Не так давно современность часто ассоциировалась с такими авангардными течениями, как дадаизм, сюрреализм или экспрессионизм. Этот термин можно было встретить скорее в манифестах и воззваниях, чем в научных статьях или на международных коллоквиумах. Но это не означает, что двадцатый век можно поделить на две части: одна — «творческая», которая действительно представляла собой модерн, другая — «рефлективная» или «критическая», паразитирующая на этой современности и подменяющая ее теоретизированием о модерне. Те силы, что были задействованы в лирической поэзии, в романе и театре и которые справедливо можно назвать современными, теперь также попали в поле действия литературной теории и критики. Расстояние между манифестами и научными статьями редуцировано к точке, в которой манифесты совершенно научны, а некоторые статьи — сами того не желая — провокационны. Такое направление развития необычайно усложняет и изменяет саму текстуру нашей литературной современности и обнаруживает проблемы, скрытые в самом этом термине, коль скоро он употребляется в историческом или в рефлексивном контексте. Возможно, несколько обескураживает то, что наше употребление этого слова восходит к концу пятого века нашей эры и что в понятии «современность» (modernity) нет ничего нового (modern). Еще более тревожно то обстоятельство, что как только мы пытаемся дать понятийное определение этому термину, особенно в области литературы, на нас сваливается целый клубок проблем. Очень скоро нам придется прибегнуть к парадоксальным формулировкам, например, определять время какого-либо периода в литературе как способ, каким в нем обнаруживается невозможность принадлежать современности.

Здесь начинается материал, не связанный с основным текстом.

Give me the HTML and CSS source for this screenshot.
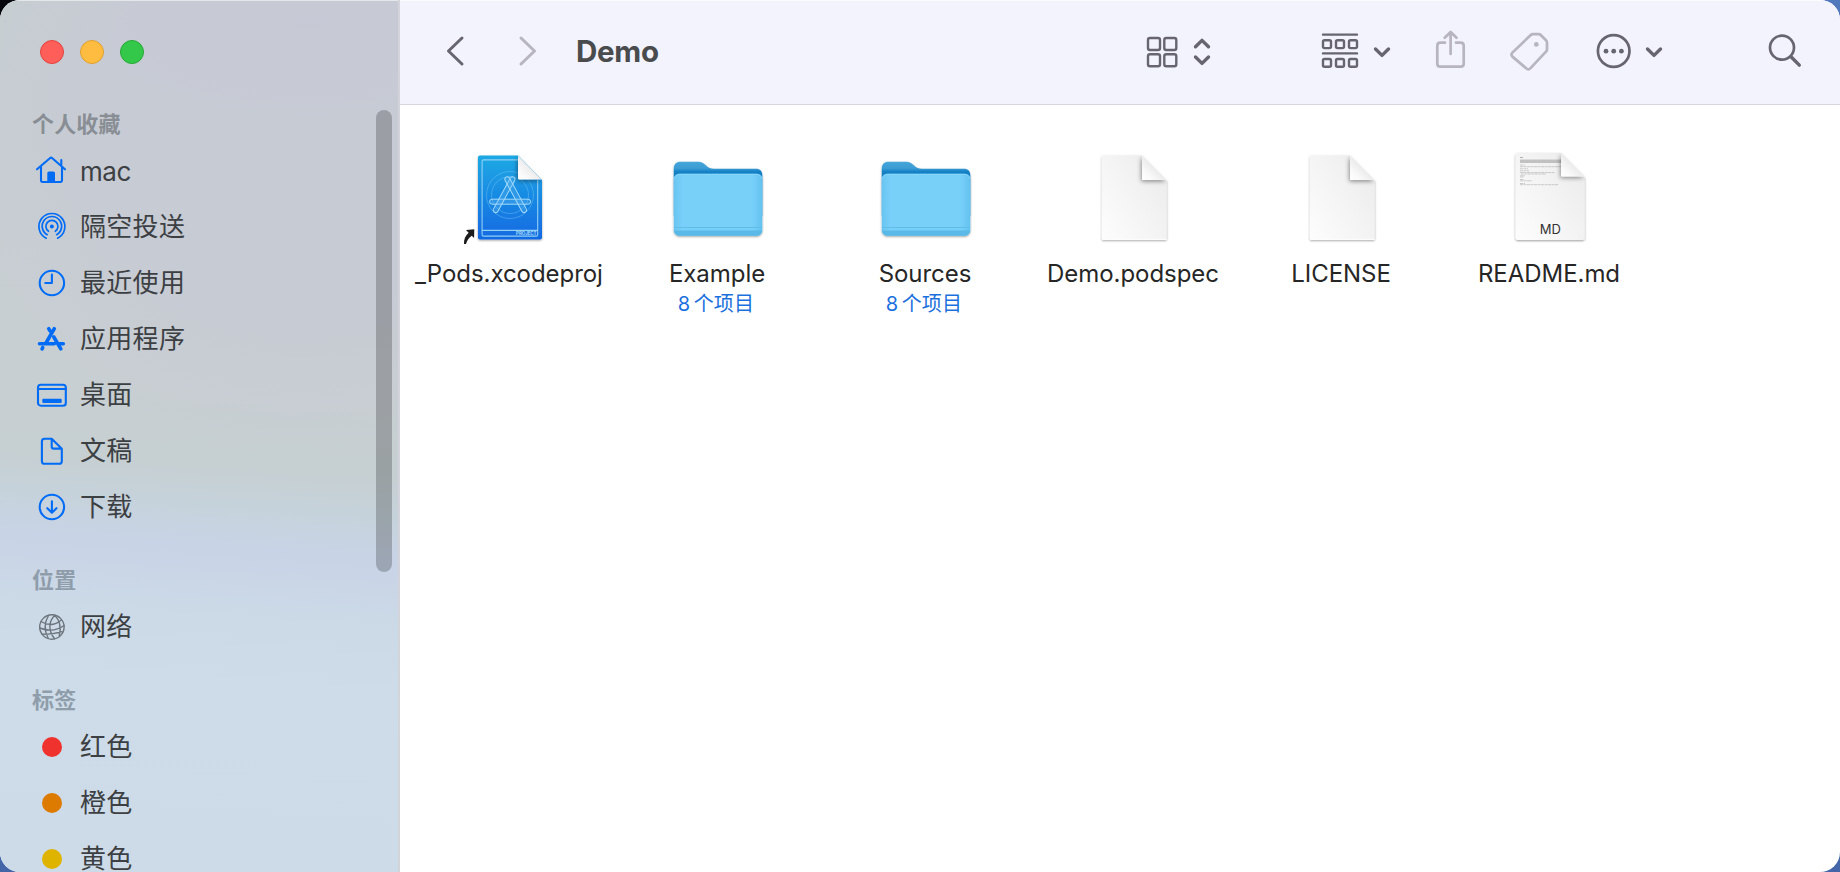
FILE: index.html
```
<!DOCTYPE html>
<html lang="zh-CN">
<head>
<meta charset="utf-8">
<title>Demo</title>
<link rel="stylesheet" href="styles.css">
</head>
<body>
<svg width="0" height="0" class="defs">
  <defs>
    <linearGradient id="xc" x1="0" y1="0" x2="0" y2="1"><stop offset="0" stop-color="#1fa9e4"/><stop offset="1" stop-color="#1169e2"/></linearGradient>
    <linearGradient id="fold" x1="0" y1="1" x2=".6" y2=".4"><stop offset="0" stop-color="#ffffff"/><stop offset=".35" stop-color="#fafafa"/><stop offset="1" stop-color="#e6e6e6"/></linearGradient>
    <linearGradient id="paper" x1="0" y1="1" x2="1" y2="0.2"><stop offset="0" stop-color="#fdfdfd"/><stop offset="1" stop-color="#ececec"/></linearGradient>
    <linearGradient id="back" x1="0" y1="0" x2="0" y2="1"><stop offset="0" stop-color="#45a5d8"/><stop offset=".12" stop-color="#3c9dd4"/><stop offset=".19" stop-color="#147fc4"/><stop offset="1" stop-color="#3796cf"/></linearGradient>
    <linearGradient id="front" x1="0" y1="0" x2="1" y2="0"><stop offset="0" stop-color="#68c4f0"/><stop offset=".1" stop-color="#78d0f9"/><stop offset=".88" stop-color="#78d0f9"/><stop offset="1" stop-color="#64c2ef"/></linearGradient>
    <filter id="soft" x="-20%" y="-20%" width="140%" height="140%"><feDropShadow dx="0" dy="1" stdDeviation="1" flood-color="#000" flood-opacity=".38"/></filter>
    <filter id="curl" x="-50%" y="-50%" width="200%" height="200%"><feDropShadow dx="-.8" dy="1.500" stdDeviation="2" flood-color="#000" flood-opacity=".42"/></filter>
    <clipPath id="pageclip"><path d="M29 10.500H69L94 36V95H29Z"/></clipPath>
    <clipPath id="mdclip"><path d="M26.500 8H72L96 32.500V95H26.500Z"/></clipPath>
    <symbol id="folder" viewBox="0 0 120 100">
      <g filter="url(#soft)">
        <path fill="url(#back)" d="M16.800 24c0-5 2.500-7.300 7-7.300h17c4 0 5.500 1.300 8 3.500 3 2.700 4.500 3.500 8 3.500h42c4.500 0 6.500 2.300 6.500 7v40H16.800z"/>
        <path fill="url(#front)" d="M16.800 35c0-4 2-6.200 6-6.200h76.500c4 0 6 2.200 6 6.200v49.500c0 4-2.500 6.300-6.500 6.300H23.300c-4 0-6.500-2.300-6.500-6.300z"/>
      </g>
      <path fill="#5ab9e6" d="M16.800 85.500h88.500c-.3 3.300-2.800 5.300-6.500 5.300H23.300c-3.700 0-6.200-2-6.500-5.300z"/>
      <path stroke="#5fbde8" stroke-width="1" d="M17 82.500h88"/>
      <path stroke="#8bdafc" stroke-width=".8" fill="none" d="M17.500 33.500c.6-3 2.400-4.200 5.300-4.200h76.500c2.900 0 4.700 1.200 5.300 4.200"/>
    </symbol>
    <symbol id="page" viewBox="0 0 120 100">
      <path filter="url(#soft)" fill="url(#paper)" d="M30.500 10.500H69L93.700 35.500V93.500c0 .8-.5 1.300-1.300 1.300H30.200c-.8 0-1.300-.5-1.300-1.300V12c0-1 .6-1.500 1.600-1.500z"/>
      <path stroke="#fff" stroke-width="1" d="M29.500 94.300h64"/>
      <path clip-path="url(#pageclip)" filter="url(#curl)" fill="url(#fold)" d="M69 10.500L93.700 35H70.500c-1 0-1.500-.5-1.500-1.500z"/>
    </symbol>
  </defs>
</svg>

<div class="window">
  <aside class="sidebar">
    <div class="lights"><i class="light close"></i><i class="light mini"></i><i class="light zoom"></i></div>

    <section class="group">
      <h2 class="heading">个人收藏</h2>
      <div class="row"><svg class="icon" viewBox="0 0 36 36"><path d="M3 16.300L15.900 5.200q1.200-1 2.400 0L31 16.300M7 14v13.300q0 1.700 1.700 1.700h17.600q1.700 0 1.700-1.700V14M27.300 7v5"/><path class="solid" d="M13.300 29v-9q0-1.600 1.600-1.600h4.500q1.600 0 1.600 1.600v9z"/></svg><span class="latin">mac</span></div>
      <div class="row"><svg class="icon thin" viewBox="0 0 36 36"><path d="M12.200 29.200a13 13 0 1 1 11.400 0M13.200 25.700a9.700 9.700 0 1 1 9.400 0M14.500 22.300a6 6 0 1 1 6.800 0"/><circle class="solid" cx="17.900" cy="17.500" r="2"/></svg><span>隔空投送</span></div>
      <div class="row"><svg class="icon" viewBox="0 0 36 36"><circle cx="17.900" cy="18" r="12.200"/><path d="M17.900 9.500V18h-6.600"/></svg><span>最近使用</span></div>
      <div class="row"><svg class="icon bold" viewBox="0 0 36 36"><path d="M20.300 7.700L11.700 22.500M14.700 7.700l1.300 2.200M19.800 16l7 11.800M8.700 26.700l-.6 1.100M5.500 22.700h14.800M25.500 22.700h3.800"/></svg><span>应用程序</span></div>
      <div class="row"><svg class="icon" viewBox="0 0 36 36"><rect x="4" y="7.700" width="27.800" height="21" rx="2.800"/><path d="M4 12h28"/><rect class="solid" x="8.300" y="21.800" width="19.400" height="4.300" rx="1"/></svg><span>桌面</span></div>
      <div class="row"><svg class="icon" viewBox="0 0 36 36"><path d="M10.500 5.700h7.200L27.800 15.800v12.400q0 2.600-2.600 2.600H10.500q-2.600 0-2.600-2.600V8.300q0-2.600 2.600-2.600zM17.700 6v7.800q0 1.800 1.800 1.800h8"/></svg><span>文稿</span></div>
      <div class="row"><svg class="icon" viewBox="0 0 36 36"><circle cx="17.900" cy="18" r="12.200"/><path d="M17.900 12.200v11.300M13.300 19.200l4.600 4.500 4.600-4.500"/></svg><span>下载</span></div>
    </section>

    <section class="group">
      <h2 class="heading cool">位置</h2>
      <div class="row"><svg class="icon gray" viewBox="0 0 36 36"><circle cx="17.900" cy="18" r="12.200"/><path d="M20.800 6.200c-6 6-7 15-.3 23.500M14.500 6.500c-4.500 7.500-4 15.500-.5 22.300M20.800 6.200c5 5 6.500 12 4.500 20.500M7 12.500c7 4.300 14 4 20.300-1.500M5.800 19c8.500 3.300 17 2.800 24.200-2.500M8.300 25.300c6.500 0 13-.6 19.500-2.600" /></svg><span>网络</span></div>
    </section>

    <section class="group last">
      <h2 class="heading cool">标签</h2>
      <div class="row"><i class="dot red"></i><span>红色</span></div>
      <div class="row"><i class="dot orange"></i><span>橙色</span></div>
      <div class="row"><i class="dot yellow"></i><span>黄色</span></div>
    </section>
    <div class="scrollbar"></div>
  </aside>

  <main class="main">
    <header class="toolbar">
      <svg class="tool back" width="40" height="40"><path d="M22 6L8.500 19 22 32"/></svg>
      <svg class="tool forward dim" width="40" height="40"><path d="M11 6l13.500 13L11 32"/></svg>
      <h1 class="title">Demo</h1>
      <svg class="tool view" width="80" height="40"><g class="fine"><rect x="8" y="6" width="12" height="12" rx="2"/><rect x="24.300" y="6" width="12" height="12" rx="2"/><rect x="8" y="22.300" width="12" height="12" rx="2"/><rect x="24.300" y="22.300" width="12" height="12" rx="2"/></g><path class="heavy" d="M55.500 14.800L62 8.400l6.500 6.400M55.500 25l6.500 6.400 6.500-6.400"/></svg>
      <svg class="tool arrange" width="80" height="40"><g class="fine"><path d="M7 2.600h34M7 21.400h34"/><rect x="7" y="8.300" width="8" height="7.800" rx="1.500"/><rect x="20" y="8.300" width="8" height="7.800" rx="1.500"/><rect x="33" y="8.300" width="8" height="7.800" rx="1.500"/><rect x="7" y="27" width="8" height="7.800" rx="1.500"/><rect x="20" y="27" width="8" height="7.800" rx="1.500"/><rect x="33" y="27" width="8" height="7.800" rx="1.500"/></g><path class="heavy" d="M59.500 17l6.500 6.400 6.500-6.400"/></svg>
      <svg class="tool share dim" width="40" height="40"><path d="M15 10.700H10.300q-3 0-3 3v18q0 3 3 3h20.400q3 0 3-3v-18q0-3-3-3H26M20.600 22V.4M14.700 5.800L20.600 0l5.900 5.800"/></svg>
      <svg class="tool tag dim" width="50" height="40"><path d="M28 2.200h5.500q1.500 0 2.500 1l5 5q1 1 1 2.500v6.500q0 1.500-1 2.500L25.300 36.400q-2 2-4 0L7.400 24.600q-2-2 0-4L25.500 3.200q1-1 2.500-1z"/><circle class="solid" cx="31.300" cy="12.400" r="2.400"/></svg>
      <svg class="tool more" width="80" height="40"><circle cx="23.700" cy="19" r="15.800"/><g class="solid"><circle cx="16" cy="19.200" r="2.400"/><circle cx="23.700" cy="19.200" r="2.400"/><circle cx="31.400" cy="19.200" r="2.400"/></g><path class="heavy" d="M57.500 17l6.500 6.400 6.500-6.400"/></svg>
      <svg class="tool search" width="40" height="40"><circle cx="17" cy="15.600" r="12"/><path class="heavy" d="M26 24.800l8.300 8.300"/></svg>
    </header>

    <div class="files">
      <div class="file">
        <svg class="thumb" viewBox="0 0 120 100">
          <path filter="url(#soft)" fill="url(#xc)" d="M31 10.500h38L93 35v57.500q0 2-2 2H31q-2 0-2-2v-80q0-2 2-2z"/>
          <g fill="none" stroke="#8fd0f5" stroke-width="1.100">
            <path d="M69 14.900H34.500q-1.400 0-1.400 1.400v73.400q0 1.400 1.400 1.400h52.800q1.400 0 1.400-1.400V35M33 85.400h55.700"/>
          </g>
          <g fill="none" stroke="#7cc8f4" stroke-width=".6" opacity=".7"><circle cx="61" cy="50" r="23.500"/><circle cx="61" cy="50" r="18.500"/></g>
          <g fill="#68b8f2" fill-opacity=".3" stroke="#a4dbfa" stroke-width="1">
            <rect x="40.600" y="54.200" width="41" height="5" rx="2.500"/>
            <rect x="52.600" y="29.700" width="5" height="40" rx="2.500" transform="rotate(28.500 55.100 49.700)"/>
            <rect x="64.200" y="29.700" width="5" height="40" rx="2.500" transform="rotate(-28.500 66.700 49.700)"/>
          </g>
          <text class="project" x="87.500" y="89.800" text-anchor="end">PROJECT</text>
          <path filter="url(#curl)" clip-path="url(#pageclip)" fill="url(#fold)" d="M69 10.500L93 34.500H70.500q-1.500 0-1.500-1.500z"/>
          <path fill="#1c1c1c" stroke="#fff" stroke-width="1" paint-order="stroke" d="M17 85l8.300-.7-.2 8.700-2.400-2.300c-3 2.300-4.500 4.600-5.700 8.300h-2c-.3-4.500 1.300-8.300 4.600-11.300z"/>
        </svg>
        <div class="name">_Pods.xcodeproj</div>
      </div>
      <div class="file">
        <svg class="thumb"><use href="#folder"/></svg>
        <div class="name">Example</div>
        <div class="count">8 个项目</div>
      </div>
      <div class="file">
        <svg class="thumb"><use href="#folder"/></svg>
        <div class="name">Sources</div>
        <div class="count">8 个项目</div>
      </div>
      <div class="file">
        <svg class="thumb"><use href="#page"/></svg>
        <div class="name">Demo.podspec</div>
      </div>
      <div class="file">
        <svg class="thumb"><use href="#page"/></svg>
        <div class="name">LICENSE</div>
      </div>
      <div class="file">
        <svg class="thumb" viewBox="0 0 120 100">
          <path filter="url(#soft)" fill="url(#paper)" d="M29 8H72L95.700 32V92.500q0 2.500-2.500 2.500H29q-2.500 0-2.500-2.500V10.500Q26.500 8 29 8z"/>
          <g stroke="#888" fill="none" stroke-width=".5" opacity=".8">
            <path d="M31 12.400h3" stroke="#333"/>
            <path stroke-width="3.600" stroke="#b5b5b5" d="M31 16.300h41"/>
            <path stroke-dasharray="3 .5" d="M31 20h5M31 21.700h41M31 23.800h8M31 25.800h9M31 27.600h35M32 29h25M31 30.800h5M31 32h4M31 34.500h4M31 35.800h12M31 38.500h5M31 39.700h38"/>
          </g>
          <path clip-path="url(#mdclip)" filter="url(#curl)" fill="url(#fold)" d="M72 8L95.700 31.500H73.500q-1.500 0-1.500-1.500z"/>
          <text class="kind" x="61.300" y="88.800" text-anchor="middle">MD</text>
        </svg>
        <div class="name">README.md</div>
      </div>
    </div>
  </main>
</div>
</body>
</html>
```
FILE: styles.css
```
* { box-sizing: border-box; }

body {
  margin: 0;
  width: 1840px;
  height: 872px;
  overflow: hidden;
  background:
    linear-gradient(#05070d, #05070d) 0 0 / 40px 40px no-repeat,
    linear-gradient(#4f78bd, #4466a8);
  font-family: Inter, "Noto Sans CJK SC", sans-serif;
}

.defs { position: absolute; }

.window {
  display: flex;
  width: 1840px;
  height: 872px;
  border-radius: 20px;
  overflow: hidden;
  background: #fff;
}

.sidebar {
  position: relative;
  flex: none;
  width: 400px;
  height: 872px;
  overflow: hidden;
  border-right: 2px solid #d3d3dc;
  box-shadow: inset 0 1px #e4e7ea;
  background:
    radial-gradient(ellipse 240px 100px at 310px 20px, rgba(199, 200, 213, .9), rgba(199, 200, 213, 0)),
    radial-gradient(ellipse 380px 330px at 300px 120px, #c7cbd4 55%, rgba(199, 203, 212, 0)),
    linear-gradient(176deg, #cddbe8 0, #cddce8 190px, #ccdae7 265px, #cad6e6 320px, #c8d4e6 350px, #c6d2da 395px, #c6cfd1 440px, #c8cfd2 510px, #c6cfd0 872px) 0 0 / 100% 0 no-repeat,
    linear-gradient(184deg, #c6cfd0 0, #c8cfd2 400px, #c6cfd1 470px, #c6d2da 515px, #c8d4e6 560px, #cad6e6 590px, #ccdae7 635px, #cddce8 700px, #cddbe8 890px);
}

.lights {
  display: flex;
  gap: 16px;
  height: 105px;
  padding: 40px 0 0 40px;
}

.light {
  width: 24px;
  height: 24px;
  border-radius: 50%;
  border: 1px solid;
}

.close { background: #ff5f58; border-color: #e2443f; }
.mini { background: #febc40; border-color: #dfa032; }
.zoom { background: #34c84a; border-color: #24a934; }

.group { margin-bottom: 26px; }
.last { margin-bottom: 0; }

.heading {
  margin: 0;
  padding-left: 32px;
  height: 38px;
  line-height: 38px;
  font-size: 22px;
  font-weight: 700;
  letter-spacing: .15px;
  color: #888e94;
}

.cool { color: #8f9dab; }

.row {
  display: flex;
  align-items: center;
  gap: 10px;
  height: 56px;
  padding-left: 34px;
  font-size: 26px;
  letter-spacing: .3px;
  color: #3c4043;
}

.row span { line-height: 30px; }

.row .latin {
  padding-top: 1px;
  letter-spacing: -.5px;
}

.icon {
  flex: none;
  width: 36px;
  height: 36px;
  fill: none;
  stroke: #006cf5;
  stroke-width: 2.1;
  stroke-linecap: round;
  stroke-linejoin: round;
}

.icon .solid { fill: #006cf5; stroke: none; }
.thin { stroke-width: 1.7; }
.bold { stroke-width: 3.6; }
.gray { stroke: #6c757d; stroke-width: 1.4; }

.dot {
  width: 20px;
  height: 20px;
  margin: 0 8px;
  border-radius: 50%;
}

.red { background: #f0322f; }
.orange { background: #dd7b00; }
.yellow { background: #dfb400; }

.scrollbar {
  position: absolute;
  left: 376px;
  top: 110px;
  width: 16px;
  height: 462px;
  border-radius: 8px;
  background: rgba(0, 0, 0, .22);
}

.main { flex: 1; }

.toolbar {
  display: flex;
  align-items: center;
  height: 105px;
  padding-left: 40px;
  background: #f2f3fc;
  border-bottom: 1px solid #d6d6dc;
  box-shadow: inset 0 1px #fbfbfe;
}

.tool {
  flex: none;
  overflow: visible;
  fill: none;
  stroke: #676670;
  stroke-width: 2.7;
  stroke-linecap: round;
  stroke-linejoin: round;
}

.tool .solid { fill: #676670; stroke: none; }
.tool .fine { stroke-width: 2.4; }
.tool .heavy { stroke-width: 3.4; }
.back, .forward { stroke-width: 3; }
.dim { stroke: #b6b5c0; }
.tool.dim .solid { fill: #b6b5c0; }

.forward { margin-left: 30px; }

.title {
  flex: none;
  width: 564px;
  margin: 0 0 0 26px;
  padding-bottom: 3px;
  font-size: 29.5px;
  font-weight: 700;
  letter-spacing: -.3px;
  color: #4a4b4d;
}

.arrange { margin-left: 96px; }
.share { margin-left: 34px; }
.tag { margin-left: 35px; }
.more { margin-left: 35px; }
.search { margin-left: 95px; }

.files {
  display: grid;
  grid-template-columns: repeat(6, 208px);
  padding: 40px 0 0 5px;
}

.file {
  display: flex;
  flex-direction: column;
  align-items: center;
}

.thumb { width: 120px; height: 100px; }

.name {
  margin-top: 13px;
  height: 32px;
  line-height: 32px;
  font-size: 24px;
  letter-spacing: -.05px;
  white-space: nowrap;
  color: #262626;
}

.count {
  height: 28px;
  line-height: 28px;
  margin-right: 2px;
  font-size: 20px;
  letter-spacing: .2px;
  word-spacing: -2.5px;
  white-space: nowrap;
  color: #1a70dc;
}

.project {
  font: 600 4.4px Inter, sans-serif;
  fill: #b5e0fb;
}

.kind {
  font: 400 13px Inter, sans-serif;
  fill: #333;
}
```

Именно к этой трудности я хотел бы присмотреться, разобрав несколько примеров, и они не обязательно должны принадлежать непосредственно нашему настоящему. Они, скорее, призваны высветить проблематичную структуру понятия, которое, подобно всем темпоральным понятиям, оказывается особенно сложным, когда соотносится с событиями, сущность которых составляет язык. Меня будет интересовать не столько проблема описания нашей собственной современности, сколько методы, или возможность литературной истории, которые предполагаются этим понятием.
Среди различных антонимов, приходящих на ум в качестве оппозиции к слову «современность» — и их немалое количество само по себе является симптомом сложности этого термина — наиболее плодотворным оказывается «история». «Современное» можно противопоставить «традиционному» или даже «классическому». Для некоторых моих американских или французских современников «современное» может даже быть противоположно «романтическому», что вряд ли понятно специалистам по германской литературе. Антимодернисты, такие как Эмиль Штайгер, не прочь видеть источник порицаемой ими современности в ранней романтике Фридриха Шлегеля и Новалиса, а оживленные споры, происходящие сегодня в Германии, до сих пор основываются на разногласиях между Веймаром и Йеной, имевших место в начале девятнадцатого столетия. Однако каждый из этих антонимов — античный, традиционный, классический и романтический — заставляют нас обращаться к тем определениям и различию в подходах, которые являются, по сути, поверхностным проявлением географических и исторических событий. Мы сумеем пойти дальше, если попытаемся осмыслить скрытое противостояние «современного» и «исторического», что также вплотную подведет нас к современной постановке этой проблемы.
Естественный интерес ученых к собственной науке придает истории безусловную ценность и почти исключает возможность ее проблематизации. Только исключительно одаренным и, возможно, эксцентричным представителям этой профессии удается проявить достаточную настойчивость для того, чтобы вопрос о смысле истории оказался эффективным, но и тогда невозможно обойтись без насилия, спутника страсти и неприятия. Один из наиболее ярких примеров такого неприятия имел место, когда Ницше, тогда еще молодой филолог, со всем радушием принятый научным сообществом, в полемическом эссе «О пользе и вреде истории для жизни» («Vom Nutzen und Nachteil der Historie fur das Leben») жестко выступил против традиционных устоев своей дисциплины. Этот текст является прекрасной демонстрацией затруднений, возникающих тогда, когда подлинное стремление к современности сталкивается с требованиями исторического сознания или культуры, прошедшей суровую школу истории. Он может подвести нас к более тонким проблемам, которые возникают, когда понятие современности применяется к литературе.